We'll have to disagree here.
 
(1) The history of DX is well populated with DXers that claimed receptions that were not possible. Often they are new to the hobby, don't know what is very unlikely and what is possible.
 
(2) This particular reception had hours of sunlight in its path.
 
(3) This fellow thinks there is a chance to hear Brazil on 1570 from northern Illinois. That alone tells me he's chasing pipe dreams. His response: "I didn't claim any reception" but that's not the issue; to think you could do that tells me he doesn't know MW DXing at all. To hear Brazilians on a domestic channel in the middle of the country is not going to happen these days.
 
(4) He thinks the R390A is a super machine with its "awesome sensitivity". In reality, it's on a par with many other receivers of today and gives him no special edge over the current Drakes, ICOMs, etc. He's recently moved up from a portable and thinks his 390A has superpowers.
 
(5) He's not heard any other international MW DX. To think his first international DX reception would be a station on the other side of the world that others away from the New England coast or Newfoundland have not had a trace of is - to me - so extremely unlikely as to make this a reception that can't just be swallowed hook, line and sinker.
 
(6) Easier receptions on paths towards that same area of the world (UAE, Iran, SA) haven't occured anywhere near his location at this time of year.
 
(7) The antenna in use was just a single sloping wire and that's not an antenna that could give this kind of amazing, unduplicated performance.
 
(8) There were no real details presented.
 
(9) There's no recording.
 
 
 
Now none of these things by itself makes the claim impossible. There are known (extremely unusual) cases of receptions on paths with this much sunlight. A non-DXer  with no experience could turn on a radio and tune it to the right frequency and catch that miracle daylight path signal. All the domestic interference could amazingly have been at record low levels, allowing a weak signal from the other side of the world  to be heard. At the same time, propagation could have been extremely poor to all other areas where people were listening, resulting in no other receptions.
 
Add up all of these "almost miracles" and the odds are one in a billion.
 
The reception is not absolutely impossible, but I can't just accept the log without BIG reservations. Yes, I've read about others' unexpected receptions and usually have faith that a lucky break occured. But I've never seen this large a claim and so many strikes against the claim.
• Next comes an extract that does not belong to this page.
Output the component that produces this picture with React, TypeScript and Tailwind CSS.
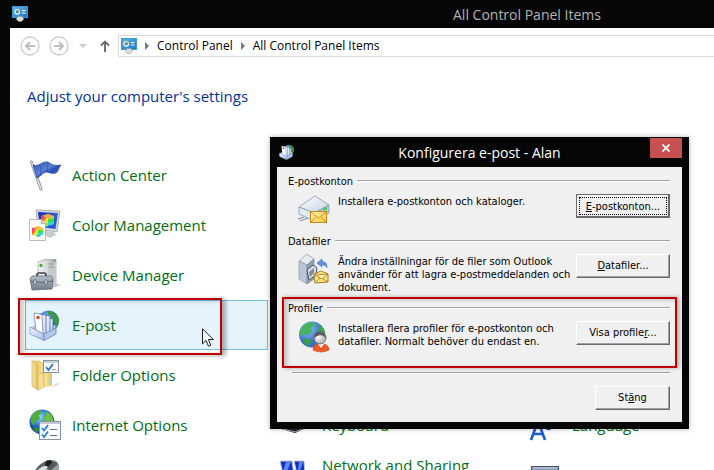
import type { ReactNode } from "react";

function MonitorIcon() {
  return (
    <svg className="h-4 w-4 shrink-0" viewBox="0 0 16 16" aria-hidden="true">
      <defs>
        <linearGradient id="mon" x1="0" y1="0" x2="1" y2="1">
          <stop offset="0" stopColor="#63b4ea" />
          <stop offset="1" stopColor="#1c78c0" />
        </linearGradient>
      </defs>
      <rect x="0.5" y="0.5" width="15" height="11" fill="url(#mon)" stroke="#3d97d3" />
      <circle cx="5.3" cy="5.8" r="2.3" fill="#2f8bd0" stroke="#fff" strokeWidth="1.1" />
      <path d="M5.5 5.6V3.2A2.5 2.5 0 0 1 7.9 5.6Z" fill="#f5a21d" />
      <path d="M10 4.5h3.5M10 7h3.5" stroke="#fff" strokeWidth="1.1" />
      <path d="M6 10.500h4l1.8 2.500-2.300 2.500h-3l-2.300-2.500Z" fill="#d9dcde" stroke="#8b9093" strokeWidth=".5" />
    </svg>
  );
}

function FlagIcon() {
  return (
    <svg viewBox="0 0 32 32" className="h-8 w-8" aria-hidden="true">
      <defs>
        <linearGradient id="flag" x1="0" y1="0" x2="1" y2="1">
          <stop offset="0" stopColor="#2c4fae" />
          <stop offset=".45" stopColor="#5b83d8" />
          <stop offset=".6" stopColor="#2a4fb5" />
          <stop offset="1" stopColor="#5c8ae0" />
        </linearGradient>
      </defs>
      <path d="M2.5 3 12 30" stroke="#8d9296" strokeWidth="3" strokeLinecap="round" />
      <path d="M2.5 3 12 30" stroke="#e8eaec" strokeWidth="1.2" strokeLinecap="round" />
      <path d="M4 6c6 2 9-4 15-3 4 3 7 4 13 3-3 3-2 6-5 8-4 1-5 0-9-1-4 0-6 4-10 6Z" fill="url(#flag)" stroke="#223f94" strokeWidth=".7" />
      <path d="M19 4c-1 4 1 5-2 9M11 6c2 5 0 7 1 11" stroke="#1d3a92" strokeWidth=".8" fill="none" opacity=".6" />
    </svg>
  );
}

function Cube({ x, y, s }: { x: number; y: number; s: number }) {
  return (
    <g transform={`translate(${x} ${y}) scale(${s})`}>
      <path d="M0 2 7 0l6 2-6 2Z" fill="#ffb13d" />
      <path d="M0 2 7 4v9L0 10Z" fill="url(#rain1)" />
      <path d="M13 2 7 4v9l6-3Z" fill="url(#rain2)" />
    </g>
  );
}

function ColorIcon() {
  return (
    <svg viewBox="0 0 32 32" className="h-8 w-8" aria-hidden="true">
      <defs>
        <linearGradient id="rain1" x1="0" y1="0" x2="1" y2="1">
          <stop offset="0" stopColor="#ff2bd0" />
          <stop offset=".3" stopColor="#ff4b36" />
          <stop offset=".6" stopColor="#fff23a" />
          <stop offset="1" stopColor="#38e64a" />
        </linearGradient>
        <linearGradient id="rain2" x1="0" y1="0" x2="0" y2="1">
          <stop offset="0" stopColor="#ffe339" />
          <stop offset=".4" stopColor="#35df3b" />
          <stop offset=".75" stopColor="#28dff0" />
          <stop offset="1" stopColor="#2a59ef" />
        </linearGradient>
        <linearGradient id="scr" x1="0" y1="0" x2="1" y2="0">
          <stop offset="0" stopColor="#1b2fae" />
          <stop offset="1" stopColor="#2f62dc" />
        </linearGradient>
      </defs>
      <path d="m7 1 24 1-3 21-19-3Z" fill="#d7dade" stroke="#9a9fa5" strokeWidth=".8" />
      <path d="m9 3 20 1-2.5 16L11 18Z" fill="url(#scr)" />
      <path d="m17 22 8 1 2 3-6 3-6-3Z" fill="#c9cdd1" />
      <Cube x={12} y={5} s={1} />
      <path d="M.5 10.500h12l4 4v17H.5Z" fill="#fafafa" stroke="#a8a8a8" strokeWidth=".8" />
      <path d="M12.500 10.500v4h4" fill="#ddd" stroke="#a8a8a8" strokeWidth=".8" />
      <Cube x={3} y={17} s={0.85} />
    </svg>
  );
}

function DeviceIcon() {
  return (
    <svg viewBox="0 0 32 32" className="h-8 w-8" aria-hidden="true">
      <defs>
        <linearGradient id="tower" x1="0" x2="1">
          <stop offset="0" stopColor="#f4f5f6" />
          <stop offset=".6" stopColor="#cfd3d6" />
          <stop offset="1" stopColor="#8f9599" />
        </linearGradient>
        <linearGradient id="tool" x1="0" y1="0" x2="0" y2="1">
          <stop offset="0" stopColor="#b4bfca" />
          <stop offset="1" stopColor="#6e7b88" />
        </linearGradient>
      </defs>
      <path d="m24 24 8 2-8 3Z" fill="#ccc" />
      <path d="M9 3 16 .5h11V26H9Z" fill="url(#tower)" stroke="#9ba0a4" strokeWidth=".7" />
      <path d="M19 3h8v23h-8Z" fill="#c6cacd" />
      <path d="M20 5h5M20 8h5" stroke="#8c9296" />
      <circle cx="12" cy="6.500" r="1.700" fill="#40b52d" />
      <path d="M8 18v-2q0-2 2-2h5q2 0 2 2v2" fill="none" stroke="#3f464d" strokeWidth="1.700" />
      <path d="m1 20 2-3h19l2 3-1 10-20 1Z" fill="url(#tool)" stroke="#535e68" strokeWidth=".7" />
      <path d="M1 22q11 3 23 0" fill="none" stroke="#5c6771" />
      <rect x="5" y="21" width="2" height="4" fill="#e9ecee" stroke="#3f464d" strokeWidth=".5" />
      <rect x="16" y="21" width="2" height="4" fill="#e9ecee" stroke="#3f464d" strokeWidth=".5" />
    </svg>
  );
}

function MailIcon({ small = false }: { small?: boolean }) {
  return (
    <svg viewBox="0 0 32 32" className={small ? "h-4 w-4 shrink-0" : "h-8 w-8"} aria-hidden="true">
      <defs>
        <radialGradient id="mailGlobe" cx=".4" cy=".3">
          <stop offset="0" stopColor="#7ec6f5" />
          <stop offset="1" stopColor="#1c56b5" />
        </radialGradient>
        <linearGradient id="tray" x1="0" y1="0" x2="1" y2="1">
          <stop offset="0" stopColor="#f4f8ff" />
          <stop offset="1" stopColor="#a3b9e2" />
        </linearGradient>
        <linearGradient id="letter" x1="0" y1="0" x2="1" y2="1">
          <stop offset="0" stopColor="#fff" />
          <stop offset="1" stopColor="#c4d4f0" />
        </linearGradient>
      </defs>
      <circle cx="19.500" cy="12" r="10.500" fill="url(#mailGlobe)" />
      <path d="M19 2q9 0 11 9-1 7-5 10l1-7-4-3 2-4-5-2Z" fill="#3d9a3c" />
      <path d="m1 19 5-3v-2l20 2 1 5-12 7Z" fill="#b9caea" />
      <path d="m19 9 5 1v13l-5 2Z" fill="url(#letter)" stroke="#4a68a6" strokeWidth=".8" />
      <path d="m15 6 6 1v18l-6-2Z" fill="url(#letter)" stroke="#4a68a6" strokeWidth=".8" />
      <path d="m11 5 6 1v20l-6-3Z" fill="url(#letter)" stroke="#4a68a6" strokeWidth=".8" />
      <path d="m5 4 8 1.500 1 19-7-3Z" fill="#fff" stroke="#6d85b8" strokeWidth=".8" />
      <rect x="7.500" y="7" width="3" height="3" fill="#ef3b20" />
      <path d="m1 18 14 7v6.500L1 25Z" fill="url(#tray)" stroke="#7d95c6" strokeWidth=".8" />
      <path d="m15 25 12-6v6l-12 6.500Z" fill="#b4c7ea" stroke="#6a84ba" strokeWidth=".8" />
    </svg>
  );
}

function FolderIcon() {
  return (
    <svg viewBox="0 0 32 32" className="h-8 w-8" aria-hidden="true">
      <defs>
        <linearGradient id="fold" x1="0" x2="1">
          <stop offset="0" stopColor="#f9e8a4" />
          <stop offset="1" stopColor="#e2bd57" />
        </linearGradient>
      </defs>
      <path d="m22 27 9-4-2 3-10 3Z" fill="#ddd" />
      <path d="M3 2h8l1 2h8v23H9Z" fill="#f0d785" stroke="#d3b35c" strokeWidth=".7" />
      <path d="m3 2 6 3v26l-6-4Z" fill="url(#fold)" stroke="#cfae54" strokeWidth=".7" />
      <path d="m9 15 5-1 1 14-6 3Z" fill="#f7df91" stroke="#cfae54" strokeWidth=".6" />
      <path d="m16 16 7-2v12l-7 2Z" fill="url(#fold)" />
      <path d="M22 19v6" stroke="#a9d4f0" strokeWidth="1.500" />
      <rect x="14.500" y="1.500" width="15" height="12" fill="#fbfcfd" stroke="#8794a2" />
      <path d="M15 3h14" stroke="#b7c2cd" strokeWidth="1.500" />
      <path d="m17 8 2.500 3L24 5" fill="none" stroke="#2a75c6" strokeWidth="1.800" />
      <path d="M23 10.500h4" stroke="#9aa3ad" />
    </svg>
  );
}

function InternetIcon() {
  return (
    <svg viewBox="0 0 32 32" className="h-8 w-8" aria-hidden="true">
      <defs>
        <radialGradient id="netGlobe" cx=".4" cy=".3">
          <stop offset="0" stopColor="#9ce0ff" />
          <stop offset=".6" stopColor="#2a83d8" />
          <stop offset="1" stopColor="#134da4" />
        </radialGradient>
      </defs>
      <circle cx="13" cy="13" r="12.500" fill="url(#netGlobe)" />
      <path d="M2 8q3-6 9-7l2 3-3 2 1 4-5 3-1 4Q1 14 2 8Z" fill="#52ad3a" />
      <path d="m16 2 6 3q3 4 3 9l-5-2-4 1-2-5 3-2Z" fill="#6cbe44" />
      <path d="m4 18 6 1-1 5q-4-2-5-6Z" fill="#348f31" />
      <rect x="10.500" y="12.500" width="21" height="18" fill="#fcfcfd" stroke="#8a93a0" />
      <path d="M11 14h20" stroke="#c3cad2" strokeWidth="2" />
      <path d="m13 19 2 2.500L19 16M13 25.500l2 2.500 4-5.500" fill="none" stroke="#2385cf" strokeWidth="1.800" />
      <path d="M21 20.500h7M21 26.500h7" stroke="#69728a" strokeWidth="1.200" />
    </svg>
  );
}

function MouseIcon() {
  return (
    <svg viewBox="0 0 32 32" className="h-8 w-8" aria-hidden="true">
      <path d="M6 12q4-8 14-11 6-1 9 3 3 5-1 11-8 12-18 12-7-4-4-15Z" fill="#9b9ea2" />
      <path d="M6 12Q10 4 20 1l-4 6-9 5Z" fill="#5e6165" />
      <path d="m17 2 4-1 3 2-4 5-4-1Z" fill="#1d1e20" />
      <path d="M9 11q6-6 10-3l-6 6-6 3Z" fill="#e1e3e5" />
      <path d="m25 2 4 3-8 7-3-3Z" fill="#54575b" />
    </svg>
  );
}

function KeyboardIcon() {
  return (
    <svg viewBox="0 0 32 32" className="h-8 w-8" aria-hidden="true">
      <path d="m-1 17 16-9 12 8-11 8Z" fill="#3a3f48" />
      <path d="m-1 17 16 4 12-5v3l-11 5-17-5Z" fill="#1b1f26" />
      <path d="m1 19 15 4 11-5" fill="none" stroke="#b4bac2" />
    </svg>
  );
}

function NetworkIcon() {
  return (
    <svg viewBox="0 0 32 32" className="h-8 w-8" aria-hidden="true">
      <path d="M1 2h12l2 13H4ZM15 2h10l1 13H18Z" fill="#1331c9" stroke="#c5cbd6" />
      <path d="M7 3h5l-4 9H4ZM20 3h4l-3 9h-2Z" fill="#5a88ee" />
    </svg>
  );
}

function LanguageIcon() {
  return (
    <svg viewBox="0 0 32 32" className="h-8 w-8 overflow-visible" aria-hidden="true">
      <circle cx="12" cy="10" r="10" fill="#78b6e0" />
      <path d="m2 31 7-19 7 19M5 25h8" fill="none" stroke="#1c5bd2" strokeWidth="2.600" />
      <path d="M17 19q6 4 5-6" fill="none" stroke="#1c4bc2" strokeWidth="2.200" />
    </svg>
  );
}

function TrayIcon() {
  return (
    <svg viewBox="0 0 32 32" className="h-8 w-8" aria-hidden="true">
      <rect x="2.500" y="7.500" width="27" height="20" fill="#8a9cb8" stroke="#46556e" />
      <path d="M4 9h24" stroke="#c9d4e4" />
    </svg>
  );
}

function AccountIcon() {
  return (
    <svg viewBox="0 0 32 32" className="h-8 w-8" aria-hidden="true">
      <defs>
        <linearGradient id="drv" x1="0" y1="0" x2="1" y2="1">
          <stop offset="0" stopColor="#fff" />
          <stop offset="1" stopColor="#c6d2e4" />
        </linearGradient>
        <linearGradient id="env" x1="0" y1="0" x2="1" y2="1">
          <stop offset="0" stopColor="#fff4b8" />
          <stop offset="1" stopColor="#f7c63a" />
        </linearGradient>
      </defs>
      <path d="m0 25 6-2M2 27l8-3" stroke="#8495ad" strokeWidth="1.200" />
      <path d="M1 13 17 2l14 9-15 8Z" fill="url(#drv)" stroke="#8497b4" strokeWidth=".8" />
      <path d="m1 13 15 6v8L1 20Z" fill="#e4ebf5" stroke="#8497b4" strokeWidth=".8" />
      <path d="m16 19 15-8v8l-15 8Z" fill="#b9c7dc" stroke="#8497b4" strokeWidth=".8" />
      <path d="m25 15 4-2v2l-4 2Z" fill="#27d433" />
      <rect x="12.500" y="17.500" width="16" height="11" fill="url(#env)" stroke="#c58b18" />
      <path d="m13 18 7.500 6 7.500-6M13 28l5-5M28 28l-5-5" fill="none" stroke="#c58b18" strokeWidth=".9" />
    </svg>
  );
}

function DataIcon() {
  return (
    <svg viewBox="0 0 32 32" className="h-8 w-8" aria-hidden="true">
      <path d="m1 7 8-7 7 5-7 6Z" fill="#e6ebf3" stroke="#8490a6" strokeWidth=".7" />
      <path d="m1 7 8 4v19l-8-5Z" fill="#bcc6d6" stroke="#8c98ad" strokeWidth=".7" />
      <path d="m9 11 7-6v20l-7 5Z" fill="#909db3" stroke="#7d899e" strokeWidth=".7" />
      <path d="m9 16 6-5 4 3-1 7-7 5Z" fill="#d5dce8" stroke="#48546b" />
      <path d="m11 18 5-4v5l-4 4Z" fill="#7e8ba2" />
      <path d="m19 9 5-4v2.500q5 0 5 6-2-3-5-3V13Z" fill="#5b93e5" stroke="#356bb9" strokeWidth=".6" />
      <path d="m16 20 7-3 7 3v8l-13 1Z" fill="#fbe68c" stroke="#af7d16" />
      <path d="m17 21 13-1-6 5Zm0 8 5-5m8 4-5-3" fill="#fff5bb" stroke="#af7d16" strokeWidth=".9" />
    </svg>
  );
}

function ProfileIcon() {
  return (
    <svg viewBox="0 0 32 32" className="h-8 w-8" aria-hidden="true">
      <defs>
        <radialGradient id="profGlobe" cx=".35" cy=".3">
          <stop offset="0" stopColor="#8fc4fb" />
          <stop offset="1" stopColor="#3a6fc8" />
        </radialGradient>
        <radialGradient id="head" cx=".35" cy=".4">
          <stop offset="0" stopColor="#fff" />
          <stop offset="1" stopColor="#bdbdbd" />
        </radialGradient>
      </defs>
      <circle cx="14" cy="13.500" r="13" fill="url(#profGlobe)" />
      <path d="M3 7q4-6 11-6l3 3-4 3 1 4-4 3-5-1-3 2q-1-4 1-8Z" fill="#45b35f" />
      <path d="m19 2 6 5q3 4 2 8l-4-1-4-4 2-3Z" fill="#3aa653" />
      <path d="m6 17 7 2-1 5-3 1-3-4Z" fill="#37a03c" />
      <path d="M15 29q0-5 4-6l4 2 4-2q4 2 4 6-8 4-16 0Z" fill="#ee5a2a" stroke="#c9411a" strokeWidth=".6" />
      <path d="m20 23 3 4 3-4Z" fill="#fff" />
      <circle cx="22" cy="17" r="6" fill="url(#head)" stroke="#666" strokeWidth=".9" />
      <path d="M16 17q0-7 6-6.500 6 .5 6 6.500-3-3-6-3-3 1-6 3Z" fill="#5a5d61" />
    </svg>
  );
}

type Item = { label: string; icon: ReactNode; cell: string; active?: boolean };

const items: Item[] = [
  { label: "Action Center", icon: <FlagIcon />, cell: "col-start-1 row-start-1" },
  { label: "Color Management", icon: <ColorIcon />, cell: "col-start-1 row-start-2" },
  { label: "Device Manager", icon: <DeviceIcon />, cell: "col-start-1 row-start-3" },
  { label: "E-post", icon: <MailIcon />, cell: "col-start-1 row-start-4", active: true },
  { label: "Folder Options", icon: <FolderIcon />, cell: "col-start-1 row-start-5" },
  { label: "Internet Options", icon: <InternetIcon />, cell: "col-start-1 row-start-6" },
  { label: "Keyboard", icon: <KeyboardIcon />, cell: "col-start-2 row-start-6" },
  { label: "Language", icon: <LanguageIcon />, cell: "col-start-3 row-start-6" },
  { label: "Mouse", icon: <MouseIcon />, cell: "col-start-1 row-start-7" },
  { label: "Network and Sharing Center", icon: <NetworkIcon />, cell: "col-start-2 row-start-7" },
  { label: "Notification Area", icon: <TrayIcon />, cell: "col-start-3 row-start-7" },
];

const raised =
  "h-6 border border-t-white border-l-white border-r-[#696969] border-b-[#696969] bg-[#f0f0f0] shadow-[inset_-1px_-1px_0_#a0a0a0] text-center leading-4";

function Group({ title, icon, text, button, height }: { title: string; icon: ReactNode; text: string; button: ReactNode; height: string }) {
  return (
    <section className={height}>
      <div className="flex h-[14px] items-center gap-1">
        <h2>{title}</h2>
        <span className="h-[2px] flex-1 border-t border-t-[#a0a0a0] border-b border-b-white" />
      </div>
      <div className="flex items-start pt-[6px] pl-[10px]">
        <div className="w-10 shrink-0">{icon}</div>
        <p className="flex-1 pt-px pr-1">{text}</p>
        {button}
      </div>
    </section>
  );
}

function Dialog() {
  return (
    <div
      role="dialog"
      aria-label="Konfigurera e-post - Alan"
      className="absolute top-[137px] left-[270px] w-[419px] bg-[#060606] px-[7px] pb-[7px] shadow-[0_0_5px_rgba(0,0,0,0.3)]"
    >
      <div className="grid h-[30px] grid-cols-[32px_1fr_32px] items-center">
        <span className="pl-[2px]">
          <MailIcon small />
        </span>
        <h1 className="text-center font-['Open_Sans',sans-serif] text-[14px] text-white">Konfigurera e-post - Alan</h1>
        <button type="button" aria-label="Stäng fönstret" className="mb-2 flex h-5 items-center justify-center bg-[#c75050]">
          <svg viewBox="0 0 8 8" className="h-2 w-2" aria-hidden="true">
            <path d="m.5.500 7 7m0-7-7 7" stroke="#fff" strokeWidth="1.700" />
          </svg>
        </button>
      </div>
      <div className="relative bg-[#f0f0f0] pt-[7px] pr-3 pb-3 pl-[11px] font-['DejaVu_Sans_Condensed','DejaVu_Sans',sans-serif] text-[11px] leading-[13px] text-black">
        <Group
          title="E-postkonton"
          height="h-[60px]"
          icon={<AccountIcon />}
          text="Installera e-postkonton och kataloger."
          button={
            <button type="button" className="h-6 w-[94px] border border-[#696969] bg-[#f0f0f0] p-[2px] shadow-[inset_-1px_-1px_0_#696969,inset_1px_1px_0_#fff]">
              <span className="flex h-full items-center justify-center border border-dotted border-black whitespace-nowrap">
                <u>E</u>-postkonton...
              </span>
            </button>
          }
        />
        <Group
          title="Datafiler"
          height="h-[67px]"
          icon={<DataIcon />}
          text="Ändra inställningar för de filer som Outlook använder för att lagra e-postmeddelanden och dokument."
          button={
            <button type="button" className={`${raised} w-[94px]`}>
              <u>D</u>atafiler...
            </button>
          }
        />
        <Group
          title="Profiler"
          height="h-[64px]"
          icon={<ProfileIcon />}
          text="Installera flera profiler för e-postkonton och datafiler. Normalt behöver du endast en."
          button={
            <button type="button" className={`${raised} w-[94px]`}>
              Visa profile<u>r</u>...
            </button>
          }
        />
        <div className="mt-[7px] ml-1 h-[2px] border-t border-t-[#a0a0a0] border-b border-b-white" />
        <div className="flex justify-end pt-3">
          <button type="button" className={`${raised} w-[75px]`}>
            St<u>ä</u>ng
          </button>
        </div>
        <div className="pointer-events-none absolute top-[130px] right-[5px] left-[5px] h-[71px] border-2 border-[#c00000] shadow-[2px_0_4px_rgba(0,0,0,0.3),inset_3px_1px_4px_rgba(0,0,0,0.2)]" />
      </div>
    </div>
  );
}

function Crumb({ children }: { children: string }) {
  return (
    <>
      <svg viewBox="0 0 4 8" className="h-2 w-1 shrink-0" aria-hidden="true">
        <path d="M0 0v8l4-4Z" fill="#777" />
      </svg>
      <a href="#" className="whitespace-nowrap">
        {children}
      </a>
    </>
  );
}

export default function App() {
  return (
    <div className="relative flex h-screen flex-col overflow-hidden bg-[#060606] pl-[10px] font-['Open_Sans',sans-serif]">
      <header className="grid h-7 shrink-0 grid-cols-[32px_1fr] items-center pl-[2px]">
        <MonitorIcon />
        <h1 className="pl-[409px] text-[14px] whitespace-nowrap text-[#b4b4b4]">All Control Panel Items</h1>
      </header>
      <main className="flex-1 bg-white">
        <nav className="flex h-[36px] items-center pl-[10px]" aria-label="Address">
          <button type="button" aria-label="Back" className="mr-[9px]">
            <svg viewBox="0 0 20 20" className="h-5 w-5" fill="none" aria-hidden="true">
              <circle cx="10" cy="10" r="9" stroke="#cbcbcb" strokeWidth="1.300" />
              <path d="M15 10H6m4-4-4 4 4 4" stroke="#bdbdbd" strokeWidth="2" />
            </svg>
          </button>
          <button type="button" aria-label="Forward">
            <svg viewBox="0 0 20 20" className="h-5 w-5" fill="none" aria-hidden="true">
              <circle cx="10" cy="10" r="9" stroke="#cbcbcb" strokeWidth="1.300" />
              <path d="M5 10h9m-4-4 4 4-4 4" stroke="#bdbdbd" strokeWidth="2" />
            </svg>
          </button>
          <button type="button" aria-label="Recent locations" className="ml-[10px]">
            <svg viewBox="0 0 8 4" className="h-1 w-2" aria-hidden="true">
              <path d="M0 0h8L4 4Z" fill="#c9c9c9" />
            </svg>
          </button>
          <button type="button" aria-label="Up" className="mr-2 ml-[13px]">
            <svg viewBox="0 0 10 12" className="h-3 w-[10px]" fill="none" aria-hidden="true">
              <path d="M5 12V2M1 5.500l4-4 4 4" stroke="#6b6b6b" strokeWidth="1.900" />
            </svg>
          </button>
          <div className="flex h-[22px] flex-1 items-center gap-2 border border-r-0 border-[#d9d9d9] pl-[2px] text-[12px] text-black">
            <MonitorIcon />
            <Crumb>Control Panel</Crumb>
            <Crumb>All Control Panel Items</Crumb>
          </div>
        </nav>
        <h2 className="h-[86px] pt-5 pl-[17px] text-[15px] leading-6 text-[#003399]">Adjust your computer's settings</h2>
        <ul className="ml-[15px] grid auto-rows-[50px] grid-cols-[243px_243px_243px] gap-x-[7px]">
          {items.map((item) => (
            <li key={item.label} className={`relative ${item.cell}`}>
              <a
                href="#"
                className={`flex h-[50px] items-center gap-[11px] border pl-[3px] text-[15px] leading-5 text-[#006e12] ${
                  item.active ? "border-[#70c0e7] bg-[#e5f3fb]" : "border-transparent"
                }`}
              >
                <span className="shrink-0">{item.icon}</span>
                <span className="max-w-40">{item.label}</span>
              </a>
              {item.active && (
                <>
                  <div className="pointer-events-none absolute top-[-2px] left-[-7px] h-[57px] w-[204px] border-2 border-[#c00000] shadow-[4px_1px_4px_rgba(0,0,0,0.3),inset_4px_1px_4px_rgba(0,0,0,0.2)]" />
                  <svg viewBox="0 0 12 19" className="pointer-events-none absolute top-7 left-[177px] h-[19px] w-3" aria-hidden="true">
                    <path d="M.5.800v15l3.500-3.300 2.500 5.700 2.300-1L6.400 11.500h5Z" fill="#fff" stroke="#1a1a2e" />
                  </svg>
                </>
              )}
            </li>
          ))}
        </ul>
      </main>
      <Dialog />
    </div>
  );
}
The combo is unprecedented in my book.
 
 
Chuck


From: irca-bounces@xxxxxxxxxxxxxxxx [mailto:irca-bounces@xxxxxxxxxxxxxxxx] On Behalf Of David Hochfelder
Sent: Tuesday, July 25, 2006 7:29 PM
To: irca@xxxxxxxxxxxxxxxx
Subject: [IRCA] India 1566 reaffirmed by Adam Brower [more]

If Adam Brower claims that he heard enough details to confirm that it was AIR, that's good enough for me.  We all know what we hear and we're not competing with anyone else.  So unless there's some reason to doubt a DXer's truthfulness (Barabella, maybe?), we should take him at his word and be very, very envious.